John Brownstone joins Kayla Lords in episode 53 of the Loving BDSM podcast. This week they’ve taken a topic suggestion from a reader who wanted to know how to figure out when to safeword and when to allow their boundaries to be pushed.
In this episode:
- Looking for a vibrator to rip the orgasms from your submissive? Check out Good Vibes. They carry our personal favorite – the Original Magic Wand.
- Congratulations to the one year anniversary giveaway winner – Jen V.!
- This week’s episode comes from a listener who had specific (and good!) questions about figuring out when to safeword and when to allow your boundaries to be pushed.
- Safeword basics – what are they, how they work, and using gestures when words can’t be spoken.
- When should you use one – anytime you think it’s necessary because something doesn’t feel right: bad pain, fear, panic, an emotional reaction you didn’t expect, anything can be cause for a safeword.
- When a safeword is used, all play stops.
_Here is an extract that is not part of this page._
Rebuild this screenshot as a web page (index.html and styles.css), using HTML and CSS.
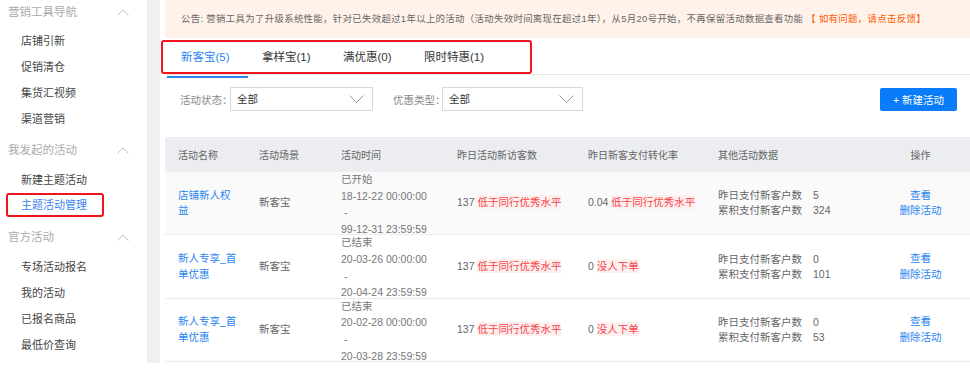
FILE: index.html
```html
<!DOCTYPE html>
<html lang="zh-CN">
<head>
    <meta charset="UTF-8">
    <title>主题活动管理</title>
    <link rel="stylesheet" href="styles.css">
</head>
<body>
    <div class="layout">
        <div class="sidebar">
            <div class="group-title">营销工具导航<svg class="chev" width="12" height="7" viewBox="0 0 12 7"><polyline points="0.5,6.5 6,1 11.5,6.5" fill="none" stroke="#c4c4c4" stroke-width="1"/></svg></div>
            <div class="nav-item">店铺引新</div>
            <div class="nav-item">促销清仓</div>
            <div class="nav-item">集货汇视频</div>
            <div class="nav-item">渠道营销</div>
            <div class="group-title">我发起的活动<svg class="chev" width="12" height="7" viewBox="0 0 12 7"><polyline points="0.5,6.5 6,1 11.5,6.5" fill="none" stroke="#c4c4c4" stroke-width="1"/></svg></div>
            <div class="nav-item">新建主题活动</div>
            <div class="nav-item active">主题活动管理</div>
            <div class="group-title">官方活动<svg class="chev" width="12" height="7" viewBox="0 0 12 7"><polyline points="0.5,6.5 6,1 11.5,6.5" fill="none" stroke="#c4c4c4" stroke-width="1"/></svg></div>
            <div class="nav-item">专场活动报名</div>
            <div class="nav-item">我的活动</div>
            <div class="nav-item">已报名商品</div>
            <div class="nav-item">最低价查询</div>
        </div>
        <div class="gutter"></div>
        <div class="main">
            <div class="notice">公告: 营销工具为了升级系统性能，针对已失效超过1年以上的活动（活动失效时间离现在超过1年），从5月20号开始，不再保留活动数据查看功能 <span class="notice-link">【 如有问题，请点击反馈】</span></div>
            <div class="tabs">
                <div class="tab-box">
                    <div class="tab active">新客宝(5)</div>
                    <div class="tab">拿样宝(1)</div>
                    <div class="tab">满优惠(0)</div>
                    <div class="tab">限时特惠(1)</div>
                </div>
            </div>
            <div class="filters">
                <span class="filter-label">活动状态：</span>
                <div class="select select-status">全部<svg class="arrow" width="15" height="8" viewBox="0 0 15 8"><polyline points="0.5,0.5 7.5,7.5 14.5,0.5" fill="none" stroke="#999" stroke-width="1"/></svg></div>
                <span class="filter-label second">优惠类型：</span>
                <div class="select select-type">全部<svg class="arrow" width="15" height="8" viewBox="0 0 15 8"><polyline points="0.5,0.5 7.5,7.5 14.5,0.5" fill="none" stroke="#999" stroke-width="1"/></svg></div>
                <button class="btn-new">+ 新建活动</button>
            </div>
            <table class="grid">
                <colgroup>
                    <col style="width:81px">
                    <col style="width:82px">
                    <col style="width:116px">
                    <col style="width:131px">
                    <col style="width:130px">
                    <col style="width:166px">
                    <col>
                </colgroup>
                <thead>
                    <tr>
                        <th>活动名称</th>
                        <th>活动场景</th>
                        <th>活动时间</th>
                        <th>昨日活动新访客数</th>
                        <th>昨日新客支付转化率</th>
                        <th>其他活动数据</th>
                        <th class="ops">操作</th>
                    </tr>
                </thead>
                <tbody>
                    <tr class="shaded">
                        <td><a class="name">店铺新人权益</a></td>
                        <td>新客宝</td>
                        <td class="time"><div class="time-lines">已开始<br>18-12-22 00:00:00<br>&nbsp;-<br>99-12-31 23:59:59</div></td>
                        <td>137 <span class="tag">低于同行优秀水平</span></td>
                        <td>0.04 <span class="tag">低于同行优秀水平</span></td>
                        <td><div class="stat"><span>昨日支付新客户数</span><span>5</span></div><div class="stat"><span>累积支付新客户数</span><span>324</span></div></td>
                        <td class="ops"><a>查看</a><br><a>删除活动</a></td>
                    </tr>
                    <tr>
                        <td><a class="name">新人专享_首单优惠</a></td>
                        <td>新客宝</td>
                        <td class="time"><div class="time-lines">已结束<br>20-03-26 00:00:00<br>&nbsp;-<br>20-04-24 23:59:59</div></td>
                        <td>137 <span class="tag">低于同行优秀水平</span></td>
                        <td>0 <span class="tag">没人下单</span></td>
                        <td><div class="stat"><span>昨日支付新客户数</span><span>0</span></div><div class="stat"><span>累积支付新客户数</span><span>101</span></div></td>
                        <td class="ops"><a>查看</a><br><a>删除活动</a></td>
                    </tr>
                    <tr>
                        <td><a class="name">新人专享_首单优惠</a></td>
                        <td>新客宝</td>
                        <td class="time"><div class="time-lines">已结束<br>20-02-28 00:00:00<br>&nbsp;-<br>20-03-28 23:59:59</div></td>
                        <td>137 <span class="tag">低于同行优秀水平</span></td>
                        <td>0 <span class="tag">没人下单</span></td>
                        <td><div class="stat"><span>昨日支付新客户数</span><span>0</span></div><div class="stat"><span>累积支付新客户数</span><span>53</span></div></td>
                        <td class="ops"><a>查看</a><br><a>删除活动</a></td>
                    </tr>
                </tbody>
            </table>
        </div>
    </div>
</body>
</html>
```

FILE: styles.css
```css
body {
    margin: 0;
    font-family: "Liberation Sans", "Noto Sans CJK SC", sans-serif;
    font-size: 11px;
    color: #666;
    background: #fff;
    overflow: hidden;
}
.layout {
    display: flex;
    height: 363px;
}
.sidebar {
    width: 147px;
    flex-shrink: 0;
    display: flex;
    flex-direction: column;
    background: #fff;
}
.group-title {
    position: relative;
    height: 24px;
    line-height: 24px;
    margin: 6px 0 5px;
    padding-left: 8px;
    color: #aaa;
    font-size: 11.5px;
}
.group-title:first-child {
    margin-top: 0;
    margin-bottom: 4px;
}
.chev {
    position: absolute;
    left: 117px;
    top: 9px;
}
.nav-item {
    height: 26px;
    line-height: 26px;
    padding-left: 21px;
    color: #444;
    font-size: 11px;
}
.nav-item.active {
    color: #3b7ff0;
    margin: 0 43px 2px 6px;
    padding-left: 13px;
    height: 20px;
    line-height: 20px;
    border: 2px solid #f0141e;
    border-radius: 3px;
}
.gutter {
    width: 13px;
    flex-shrink: 0;
    background: #f0f0f0;
}
.main {
    flex: 1;
    padding-left: 5px;
    min-width: 0;
}
.notice {
    height: 38px;
    line-height: 38px;
    background: #fef2ea;
    padding-left: 16px;
    white-space: nowrap;
    color: #666;
    font-size: 9.4px;
    letter-spacing: 0.35px;
}
.notice-link {
    color: #ff5a00;
}
.tabs {
    height: 36px;
    border-bottom: 1px solid #e8e8e8;
    position: relative;
}
.tab-box {
    position: absolute;
    left: -4px;
    top: 2px;
    width: 365px;
    height: 30px;
    border: 2px solid #f0141e;
    border-radius: 3px;
    padding-left: 2px;
    display: flex;
    box-sizing: content-box;
}
.tab {
    width: 81px;
    padding-left: 16px;
    box-sizing: border-box;
    line-height: 30px;
    font-size: 11.5px;
    color: #333;
}
.tab.active {
    color: #2a86f0;
}
.tab.active::after {
    content: "";
    position: absolute;
    left: 4px;
    top: 34px;
    width: 81px;
    height: 2px;
    background: #2a86f0;
}
.filters {
    display: flex;
    align-items: center;
    height: 24px;
    margin-top: 12px;
    padding-left: 15px;
    padding-right: 13px;
}
.filter-label {
    flex-shrink: 0;
    width: 50px;
    white-space: nowrap;
    color: #888;
    font-size: 10.5px;
}
.filter-label.second {
    width: 49px;
    margin-left: 20px;
}
.select {
    position: relative;
    flex-shrink: 0;
    height: 22px;
    line-height: 22px;
    border: 1px solid #d9d9d9;
    padding-left: 6px;
    color: #333;
    font-size: 10.5px;
    box-sizing: content-box;
}
.select-status {
    width: 135px;
}
.select-type {
    width: 133px;
}
.arrow {
    position: absolute;
    right: 8px;
    top: 7px;
}
.btn-new {
    margin-left: auto;
    height: 23px;
    width: 77px;
    border: none;
    border-radius: 2px;
    background: #0a7cfa;
    color: #fff;
    font-family: inherit;
    font-size: 10.5px;
    padding: 0;
}
.grid {
    width: 100%;
    margin-top: 26px;
    border-collapse: collapse;
    table-layout: fixed;
}
.grid th {
    background: #ebedf0;
    height: 35px;
    text-align: left;
    font-weight: normal;
    color: #666;
    padding: 0 0 0 13px;
    font-size: 10px;
}
.grid td {
    height: 62px;
    padding: 0 0 0 13px;
    border-bottom: 1px solid #ececec;
    color: #666;
    font-size: 10.5px;
    line-height: 15.5px;
    vertical-align: middle;
}
.grid tr.shaded td {
    background: #fafafa;
}
.grid th.ops,
.grid td.ops {
    text-align: center;
    padding-left: 0;
}
.time-lines {
    line-height: 16.6px;
    margin: -1px 0 -3px;
    color: #777;
}
.name {
    color: #2a86f0;
    display: block;
    width: 60px;
}
.ops a {
    color: #2a86f0;
    line-height: 15px;
}
.tag {
    color: #f5454a;
    background: #fff0f0;
    padding: 1px 0;
}
.stat {
    display: flex;
    line-height: 15px;
}
.stat span:first-child {
    width: 95px;
}
```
Aftercare should be given. As soon as you’re able to, talk about why the safeword was used.
- Dominants should not rely only on a safeword, especially when you’re new to your D/s relationship. Watch body language. Check in and ask. The red-yellow-green system works well for this. Red means stop, yellow is slow down, and green means keep going.
- Safewords are to be used by a submissive whenever they feel its necessary but that comes with responsibility. If you intend to use (or have used) your safeword to get out of punishment or to get out of pre-negotiated task or responsibility, you need to talk to your Dominant about why you don’t want to do it. Relying on your safeword to get out of things you simply don’t like isn’t a healthy way to handle issues in D/s.
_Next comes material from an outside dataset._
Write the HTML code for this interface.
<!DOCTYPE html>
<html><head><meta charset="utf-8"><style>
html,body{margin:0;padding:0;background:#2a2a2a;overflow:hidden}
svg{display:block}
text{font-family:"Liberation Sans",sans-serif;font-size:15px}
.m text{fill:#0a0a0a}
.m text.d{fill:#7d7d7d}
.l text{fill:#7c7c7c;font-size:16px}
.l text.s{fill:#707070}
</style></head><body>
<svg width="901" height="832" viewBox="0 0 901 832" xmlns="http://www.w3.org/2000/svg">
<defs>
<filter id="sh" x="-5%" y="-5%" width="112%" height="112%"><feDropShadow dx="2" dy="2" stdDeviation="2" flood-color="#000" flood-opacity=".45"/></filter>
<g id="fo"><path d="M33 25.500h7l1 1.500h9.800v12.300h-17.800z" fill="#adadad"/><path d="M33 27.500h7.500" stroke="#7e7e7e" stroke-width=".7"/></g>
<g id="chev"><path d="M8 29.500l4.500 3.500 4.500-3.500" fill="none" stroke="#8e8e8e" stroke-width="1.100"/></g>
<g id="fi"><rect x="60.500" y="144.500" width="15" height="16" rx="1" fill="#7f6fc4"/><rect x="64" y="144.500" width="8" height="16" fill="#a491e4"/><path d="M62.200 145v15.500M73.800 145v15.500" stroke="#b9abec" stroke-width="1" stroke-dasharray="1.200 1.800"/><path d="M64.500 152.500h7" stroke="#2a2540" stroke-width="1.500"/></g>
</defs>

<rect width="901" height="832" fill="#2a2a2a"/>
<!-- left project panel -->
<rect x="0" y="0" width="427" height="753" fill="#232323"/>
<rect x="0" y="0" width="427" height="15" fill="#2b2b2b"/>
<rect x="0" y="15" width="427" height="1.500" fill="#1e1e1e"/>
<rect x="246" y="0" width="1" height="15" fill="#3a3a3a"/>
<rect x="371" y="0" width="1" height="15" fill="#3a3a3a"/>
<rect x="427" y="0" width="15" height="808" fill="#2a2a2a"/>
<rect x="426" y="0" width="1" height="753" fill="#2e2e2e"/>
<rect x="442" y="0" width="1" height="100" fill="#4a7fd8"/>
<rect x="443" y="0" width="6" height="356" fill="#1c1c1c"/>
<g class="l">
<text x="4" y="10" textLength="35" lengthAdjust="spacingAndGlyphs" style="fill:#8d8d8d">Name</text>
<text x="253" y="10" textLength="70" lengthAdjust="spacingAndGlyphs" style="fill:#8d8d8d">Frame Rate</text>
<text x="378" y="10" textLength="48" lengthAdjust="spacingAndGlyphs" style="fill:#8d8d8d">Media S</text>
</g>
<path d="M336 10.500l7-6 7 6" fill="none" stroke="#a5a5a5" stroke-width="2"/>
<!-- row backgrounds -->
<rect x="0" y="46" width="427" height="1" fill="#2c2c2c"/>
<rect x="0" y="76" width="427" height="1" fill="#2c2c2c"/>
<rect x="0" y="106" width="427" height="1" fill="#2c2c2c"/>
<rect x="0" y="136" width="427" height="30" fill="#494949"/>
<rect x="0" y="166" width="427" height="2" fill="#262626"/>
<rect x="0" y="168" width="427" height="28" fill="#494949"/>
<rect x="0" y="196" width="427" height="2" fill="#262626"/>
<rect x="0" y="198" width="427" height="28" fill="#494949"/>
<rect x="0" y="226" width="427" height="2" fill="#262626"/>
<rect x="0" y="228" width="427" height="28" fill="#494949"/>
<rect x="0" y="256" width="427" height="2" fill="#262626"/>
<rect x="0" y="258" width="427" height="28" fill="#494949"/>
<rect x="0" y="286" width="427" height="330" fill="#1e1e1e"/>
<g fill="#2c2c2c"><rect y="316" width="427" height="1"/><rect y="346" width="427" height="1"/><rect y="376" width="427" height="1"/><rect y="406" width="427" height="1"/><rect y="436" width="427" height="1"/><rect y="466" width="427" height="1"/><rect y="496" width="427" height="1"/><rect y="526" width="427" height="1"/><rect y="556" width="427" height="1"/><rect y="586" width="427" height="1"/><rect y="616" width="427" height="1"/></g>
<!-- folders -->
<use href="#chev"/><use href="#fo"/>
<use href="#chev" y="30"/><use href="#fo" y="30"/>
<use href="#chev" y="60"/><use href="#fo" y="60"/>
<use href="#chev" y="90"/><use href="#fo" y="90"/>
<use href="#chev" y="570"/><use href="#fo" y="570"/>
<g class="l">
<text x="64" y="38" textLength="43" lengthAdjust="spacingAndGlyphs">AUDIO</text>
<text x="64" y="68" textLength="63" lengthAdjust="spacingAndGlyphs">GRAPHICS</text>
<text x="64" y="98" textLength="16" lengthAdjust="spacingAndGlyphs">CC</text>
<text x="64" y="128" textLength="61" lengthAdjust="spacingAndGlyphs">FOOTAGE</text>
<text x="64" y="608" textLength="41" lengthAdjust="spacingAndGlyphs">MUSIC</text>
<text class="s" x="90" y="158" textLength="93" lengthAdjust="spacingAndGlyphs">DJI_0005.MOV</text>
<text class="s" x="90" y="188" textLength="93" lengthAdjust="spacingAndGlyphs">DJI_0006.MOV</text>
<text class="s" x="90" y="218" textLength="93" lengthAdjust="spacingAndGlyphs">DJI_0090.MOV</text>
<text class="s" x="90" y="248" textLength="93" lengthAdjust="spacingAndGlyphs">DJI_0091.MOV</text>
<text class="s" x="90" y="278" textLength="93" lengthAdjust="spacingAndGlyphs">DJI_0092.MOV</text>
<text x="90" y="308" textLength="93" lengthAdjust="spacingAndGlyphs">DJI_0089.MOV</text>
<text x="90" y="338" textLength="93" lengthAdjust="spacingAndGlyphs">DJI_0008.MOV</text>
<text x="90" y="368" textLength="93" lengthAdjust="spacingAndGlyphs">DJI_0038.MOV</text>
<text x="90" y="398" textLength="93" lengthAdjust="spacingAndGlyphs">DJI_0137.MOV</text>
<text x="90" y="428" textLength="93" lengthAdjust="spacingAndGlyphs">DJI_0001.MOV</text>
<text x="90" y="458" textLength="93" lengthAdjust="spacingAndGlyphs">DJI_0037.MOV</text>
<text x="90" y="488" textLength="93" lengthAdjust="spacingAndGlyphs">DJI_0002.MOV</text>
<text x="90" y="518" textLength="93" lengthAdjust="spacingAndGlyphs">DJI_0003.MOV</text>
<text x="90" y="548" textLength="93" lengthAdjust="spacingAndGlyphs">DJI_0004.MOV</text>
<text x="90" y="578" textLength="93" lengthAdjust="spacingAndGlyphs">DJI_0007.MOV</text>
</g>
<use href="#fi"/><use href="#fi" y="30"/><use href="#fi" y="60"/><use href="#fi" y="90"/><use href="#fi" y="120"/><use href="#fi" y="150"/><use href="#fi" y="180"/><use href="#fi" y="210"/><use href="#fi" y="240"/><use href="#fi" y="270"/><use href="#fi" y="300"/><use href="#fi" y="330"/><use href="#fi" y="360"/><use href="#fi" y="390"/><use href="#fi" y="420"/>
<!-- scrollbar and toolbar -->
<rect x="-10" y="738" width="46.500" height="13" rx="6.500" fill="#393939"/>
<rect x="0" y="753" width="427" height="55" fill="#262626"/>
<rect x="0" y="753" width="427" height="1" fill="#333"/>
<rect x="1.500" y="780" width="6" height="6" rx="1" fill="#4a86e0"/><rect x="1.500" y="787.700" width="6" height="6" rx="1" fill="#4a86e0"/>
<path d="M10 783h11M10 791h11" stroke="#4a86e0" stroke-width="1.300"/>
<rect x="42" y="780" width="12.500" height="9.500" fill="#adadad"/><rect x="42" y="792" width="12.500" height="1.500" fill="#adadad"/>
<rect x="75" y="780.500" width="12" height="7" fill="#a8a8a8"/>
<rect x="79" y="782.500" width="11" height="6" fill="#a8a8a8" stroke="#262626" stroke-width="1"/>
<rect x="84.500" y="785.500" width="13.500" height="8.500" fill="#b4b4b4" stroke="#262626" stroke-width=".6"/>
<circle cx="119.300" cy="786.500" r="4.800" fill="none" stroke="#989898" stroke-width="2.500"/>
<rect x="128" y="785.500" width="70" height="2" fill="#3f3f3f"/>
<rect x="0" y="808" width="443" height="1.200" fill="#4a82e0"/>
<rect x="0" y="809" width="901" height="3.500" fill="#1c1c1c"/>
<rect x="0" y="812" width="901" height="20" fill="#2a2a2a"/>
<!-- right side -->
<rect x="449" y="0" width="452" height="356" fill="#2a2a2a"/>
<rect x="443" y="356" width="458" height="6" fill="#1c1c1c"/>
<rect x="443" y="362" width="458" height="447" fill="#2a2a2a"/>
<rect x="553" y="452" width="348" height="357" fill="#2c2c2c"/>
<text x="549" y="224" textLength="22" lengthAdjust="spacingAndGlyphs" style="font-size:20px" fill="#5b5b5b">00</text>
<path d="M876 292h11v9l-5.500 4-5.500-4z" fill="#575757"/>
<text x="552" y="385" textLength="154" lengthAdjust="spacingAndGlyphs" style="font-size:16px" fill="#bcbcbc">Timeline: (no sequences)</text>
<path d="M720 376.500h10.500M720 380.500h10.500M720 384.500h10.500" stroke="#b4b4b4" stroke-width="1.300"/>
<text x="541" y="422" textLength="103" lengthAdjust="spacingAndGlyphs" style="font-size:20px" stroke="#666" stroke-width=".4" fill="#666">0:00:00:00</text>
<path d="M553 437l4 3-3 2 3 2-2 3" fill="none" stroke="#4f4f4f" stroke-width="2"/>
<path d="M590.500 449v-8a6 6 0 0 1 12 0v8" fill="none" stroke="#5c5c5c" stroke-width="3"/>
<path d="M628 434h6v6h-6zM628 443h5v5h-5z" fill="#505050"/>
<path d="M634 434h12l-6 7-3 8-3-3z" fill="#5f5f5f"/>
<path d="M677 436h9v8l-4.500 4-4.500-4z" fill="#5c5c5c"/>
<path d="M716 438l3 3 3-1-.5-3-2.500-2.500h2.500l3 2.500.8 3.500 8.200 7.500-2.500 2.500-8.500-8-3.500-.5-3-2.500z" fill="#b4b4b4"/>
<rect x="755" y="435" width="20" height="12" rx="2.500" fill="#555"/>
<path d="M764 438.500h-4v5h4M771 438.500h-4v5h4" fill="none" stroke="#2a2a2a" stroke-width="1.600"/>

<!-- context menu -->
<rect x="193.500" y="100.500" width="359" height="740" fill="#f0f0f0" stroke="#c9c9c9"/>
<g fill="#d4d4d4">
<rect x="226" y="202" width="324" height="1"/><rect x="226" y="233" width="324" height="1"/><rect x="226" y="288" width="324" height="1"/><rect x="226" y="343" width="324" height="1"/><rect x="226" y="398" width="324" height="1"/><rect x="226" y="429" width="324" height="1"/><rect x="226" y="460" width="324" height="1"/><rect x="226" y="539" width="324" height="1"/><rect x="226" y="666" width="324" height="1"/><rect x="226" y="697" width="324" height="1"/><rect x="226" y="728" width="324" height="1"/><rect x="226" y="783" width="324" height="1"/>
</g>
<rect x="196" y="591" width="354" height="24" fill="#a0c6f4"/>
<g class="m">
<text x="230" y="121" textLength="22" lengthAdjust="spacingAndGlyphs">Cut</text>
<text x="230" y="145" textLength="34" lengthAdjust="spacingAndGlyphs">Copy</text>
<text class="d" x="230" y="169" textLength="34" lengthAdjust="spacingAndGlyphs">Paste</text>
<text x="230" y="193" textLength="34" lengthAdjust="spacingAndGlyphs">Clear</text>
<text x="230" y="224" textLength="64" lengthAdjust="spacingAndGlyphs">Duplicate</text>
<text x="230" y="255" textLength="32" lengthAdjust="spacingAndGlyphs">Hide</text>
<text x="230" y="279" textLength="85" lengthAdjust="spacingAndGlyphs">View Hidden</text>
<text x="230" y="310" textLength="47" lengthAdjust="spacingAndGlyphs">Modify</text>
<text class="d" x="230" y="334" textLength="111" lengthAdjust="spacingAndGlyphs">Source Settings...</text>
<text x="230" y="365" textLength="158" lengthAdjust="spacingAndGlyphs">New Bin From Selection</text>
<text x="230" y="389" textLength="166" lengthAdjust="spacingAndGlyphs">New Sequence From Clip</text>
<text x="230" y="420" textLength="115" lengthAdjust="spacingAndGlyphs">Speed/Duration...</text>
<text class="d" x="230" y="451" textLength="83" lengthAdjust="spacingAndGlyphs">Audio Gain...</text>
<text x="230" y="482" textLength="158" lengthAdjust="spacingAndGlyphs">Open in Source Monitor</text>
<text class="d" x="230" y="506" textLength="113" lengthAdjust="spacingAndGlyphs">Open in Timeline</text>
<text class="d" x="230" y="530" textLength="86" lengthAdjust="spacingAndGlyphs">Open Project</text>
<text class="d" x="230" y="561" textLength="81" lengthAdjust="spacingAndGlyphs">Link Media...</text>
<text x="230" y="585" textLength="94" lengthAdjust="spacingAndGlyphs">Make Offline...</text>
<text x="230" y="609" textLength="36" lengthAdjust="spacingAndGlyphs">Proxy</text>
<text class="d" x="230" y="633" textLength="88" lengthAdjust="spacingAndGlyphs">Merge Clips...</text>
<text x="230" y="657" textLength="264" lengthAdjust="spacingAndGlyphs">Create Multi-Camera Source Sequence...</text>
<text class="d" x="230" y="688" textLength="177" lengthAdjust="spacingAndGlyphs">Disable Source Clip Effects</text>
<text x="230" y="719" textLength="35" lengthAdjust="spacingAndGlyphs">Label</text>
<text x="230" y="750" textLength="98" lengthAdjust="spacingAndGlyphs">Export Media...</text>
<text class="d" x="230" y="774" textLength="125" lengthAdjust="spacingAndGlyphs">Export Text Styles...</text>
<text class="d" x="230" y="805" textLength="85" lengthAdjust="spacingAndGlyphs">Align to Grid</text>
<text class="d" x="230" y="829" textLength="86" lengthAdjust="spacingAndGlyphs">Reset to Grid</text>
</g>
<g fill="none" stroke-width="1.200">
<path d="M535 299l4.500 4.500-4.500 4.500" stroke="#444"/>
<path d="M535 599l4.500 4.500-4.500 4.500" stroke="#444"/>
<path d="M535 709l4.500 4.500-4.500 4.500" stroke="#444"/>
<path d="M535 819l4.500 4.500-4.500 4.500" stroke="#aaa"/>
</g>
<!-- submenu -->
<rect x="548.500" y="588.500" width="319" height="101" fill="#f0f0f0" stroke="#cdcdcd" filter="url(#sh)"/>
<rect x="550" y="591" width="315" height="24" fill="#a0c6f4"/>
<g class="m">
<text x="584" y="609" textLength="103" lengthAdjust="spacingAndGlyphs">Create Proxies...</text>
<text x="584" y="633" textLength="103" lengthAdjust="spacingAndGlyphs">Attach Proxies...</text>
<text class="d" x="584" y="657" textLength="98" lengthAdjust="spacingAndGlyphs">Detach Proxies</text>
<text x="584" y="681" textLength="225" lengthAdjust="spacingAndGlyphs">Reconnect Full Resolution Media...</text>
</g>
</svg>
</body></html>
- Deciding whether a boundary is being pushed or you’re playing in an unsafe manner is a personal decision. Learn to listen to and trust your intuition, and when something doesn’t feel right, use your safeword – even if you can’t immediately explain why.
- BDSM and kink are fringe things and very emotional and mental. All kinds of old memories, issues, and fears can be triggered when you play. If this happens, use your safeword.
- If you continually use your safeword in every single play situation, you may set up a “crying wolf” scenario. Always use it if you need to, but talk to your partner about why you continually use it. Are fears being triggered? Do you really not enjoy that kind of play? You must communicate with one another.
- In our opinion (and others may disagree), the goal of your kinky play shouldn’t be to get to the safeword. The safeword means that you’re in a danger zone and something is wrong. Yes, boundaries should be pushed, and going until you can’t take anymore can be fun – but it can also be dangerous. To the Dominants, remember, don’t break your toys.
- Should Dominants have a safeword too? Not in our opinion because a Dominant is in control of the scene and the relationship. If something is bothering them, they can (and should!) stop when they need to but a safeword isn’t usually necessary for that. Only you can decide if you need one in your relationship.
- BONUS: After the “keep it kinky” sign off, we hung around and chatted about life, stuff going on, and random thoughts for a few minutes. If you’re interested, stick around for that part.